Population vs sample, zero spread, test scores, and signed data covered.

Example 1, Small data set (population)

Data: 2, 4, 4, 4, 5, 5, 7, 9

σ = 2
  1. 1

    Mean

    μ = (2+4+4+4+5+5+7+9) / 8 = 40/8 = 5
  2. 2

    Squared deviations

    (2−5)² + (4−5)²×3 + (5−5)²×2 + (7−5)² + (9−5)² = 9+3+0+4+16 = 32
  3. 3

    Variance (population)

    σ² = 32 / 8 = 4
  4. 4

    Std deviation

    σ = √4 = 2

Classic textbook example. Use population formula (divide by N).

Example 2, Sample standard deviation

Sample: 10, 12, 23, 23, 16, 23, 21, 16

s ≈ 5.24
  1. 1

    Mean

    x̄ = 144/8 = 18
  2. 2

    Squared deviations

    Σ(x − x̄)² = 192
  3. 3

    Sample variance

    s² = 192 / (8 − 1) = 27.43
  4. 4

    Std deviation

    s = √27.43 ≈ 5.24

Sample formula divides by (n − 1), called Bessel's correction.

Example 3, Equal values

Data: 7, 7, 7, 7, 7

σ = 0
  1. 1

    Mean

    μ = 7
  2. 2

    Squared deviations

    All (x − 7)² = 0
  3. 3

    Variance

    σ² = 0
  4. 4

    Std deviation

    σ = 0

When all values are identical, there is zero spread.

Example 4, Test score spread

Test scores: 78, 85, 88, 92, 95

σ ≈ 6.0
  1. 1

    Mean

    μ = 438/5 = 87.6
  2. 2

    Squared deviations

    Σ(x − 87.6)² ≈ 181.2
  3. 3

    Variance (population)

    σ² = 181.2 / 5 ≈ 36.24
  4. 4

    Std deviation

    σ ≈ 6.02

Helps interpret how varied a class's performance was.

Example 5, Negative values

Data: −5, −2, 0, 2, 5

σ ≈ 3.41
  1. 1

    Mean

    μ = 0/5 = 0
  2. 2

    Squared deviations

    25 + 4 + 0 + 4 + 25 = 58
  3. 3

    Variance (population)

    σ² = 58 / 5 = 11.6
  4. 4

    Std deviation

    σ = √11.6 ≈ 3.41

Standard deviation is always non-negative.

Standard deviation calculator with worked steps

Standard deviation tells you how spread out a set of values is. A small standard deviation means values are clustered near the mean, a large one means they're more variable. This calculator computes the mean, variance, and standard deviation for any dataset, with every step shown so you understand the method, not just the number.

Sample vs population standard deviation

If your data represents an entire population (every member you care about), divide by N. If it's a sample drawn from a larger population to estimate that population's variability, divide by N − 1. This adjustment (Bessel's correction) compensates for the fact that a sample underestimates true variability. Most real-world stats problems use the sample formula.
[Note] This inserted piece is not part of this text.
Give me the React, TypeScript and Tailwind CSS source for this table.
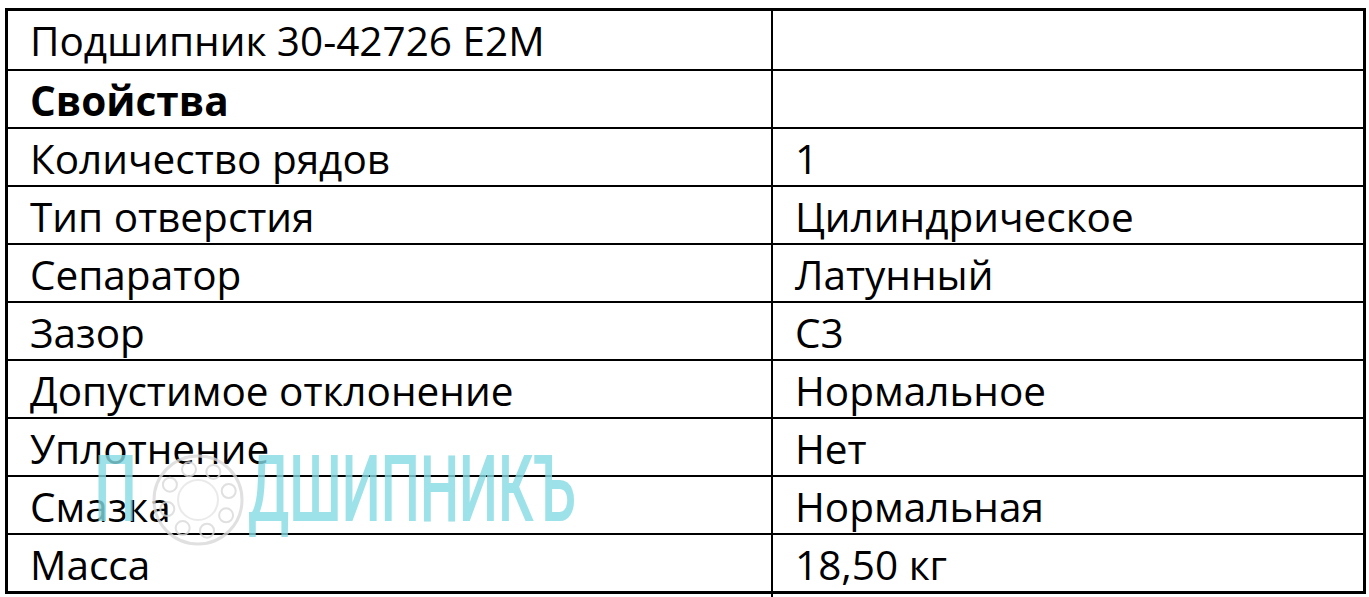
import React from "react";

const rows: [string, string, boolean?][] = [
  ["Подшипник 30-42726 E2M", ""],
  ["Свойства", "", true],
  ["Количество рядов", "1"],
  ["Тип отверстия", "Цилиндрическое"],
  ["Сепаратор", "Латунный"],
  ["Зазор", "C3"],
  ["Допустимое отклонение", "Нормальное"],
  ["Уплотнение", "Нет"],
  ["Смазка", "Нормальная"],
  ["Масса", "18,50 кг"],
];

const balls = [0, 1, 2, 3, 4, 5, 6, 7];

const Watermark = () => (
  <div className="pointer-events-none absolute left-[94px] top-[430px] flex items-center">
    <span
      className="w-[58px] text-[92px] font-medium leading-none text-[#86dbe4] opacity-80"
      style={{ fontFamily: "Roboto, sans-serif", transform: "scaleX(0.66)", transformOrigin: "left" }}
    >
      П
    </span>
    <svg width="100" height="100" viewBox="0 0 100 100" className="-ml-[4px] mt-[20px] opacity-80">
      <circle cx="50" cy="50" r="44" fill="none" stroke="#d9d9d9" strokeWidth="3" />
      <circle cx="50" cy="50" r="20" fill="none" stroke="#e6e6e6" strokeWidth="2" />
      {balls.map((i) => {
        const a = (i / 8) * Math.PI * 2 + 0.5;
        return (
          <circle
            key={i}
            cx={50 + Math.cos(a) * 32}
            cy={50 + Math.sin(a) * 32}
            r="7"
            fill="none"
            stroke="#d9d9d9"
            strokeWidth="2"
          />
        );
      })}
    </svg>
    <span
      className="w-[335px] text-[92px] font-medium leading-none text-[#86dbe4] opacity-80"
      style={{ fontFamily: "Roboto, sans-serif", transform: "scaleX(0.6)", transformOrigin: "left" }}
    >
      ДШИПНИКЪ
    </span>
  </div>
);

export default function App() {
  return (
    <div className="relative h-[597px] w-[1369px] bg-white pl-[5px] pt-[8px]" style={{ fontFamily: '"Open Sans", sans-serif' }}>
      <div className="w-[1361px] border-[3px] border-black">
        {rows.map(([label, value, bold], i) => (
          <div
            key={i}
            className={`grid h-[58px] grid-cols-[765px_1fr] ${i > 0 ? "border-t-2 border-black" : ""}`}
          >
            <div
              className={`flex items-center border-r-2 border-black pb-[4px] pl-[22px] text-[40.5px] text-black ${bold ? "font-bold" : ""}`}
            >
              {label}
            </div>
            <div className="flex items-center pb-[4px] pl-[22px] text-[40.5px] text-black">{value}</div>
          </div>
        ))}
      </div>
      <Watermark />
    </div>
  );
}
How to compute standard deviation by hand

Step 1: find the mean of the data. Step 2: subtract the mean from each value and square the result. Step 3: sum those squared deviations. Step 4: divide by N (population) or N − 1 (sample) to get the variance. Step 5: take the square root to get the standard deviation. The calculator walks through these five steps with your data.

Why squared deviations?

Squaring serves two purposes: it eliminates negative differences (so they don't cancel positives), and it weighs larger deviations more heavily than smaller ones. Taking the square root at the end brings the result back to the original units of measurement, making it interpretable.

Real-world uses

Standard deviation appears in quality control, finance (volatility), test scoring, scientific measurement, A/B testing, and survey analysis. A risk-averse investor prefers assets with lower standard deviation. A teacher uses it to spot test scores that are unusually high or low. Any time you need to summarize variability in a number, standard deviation is the standard tool.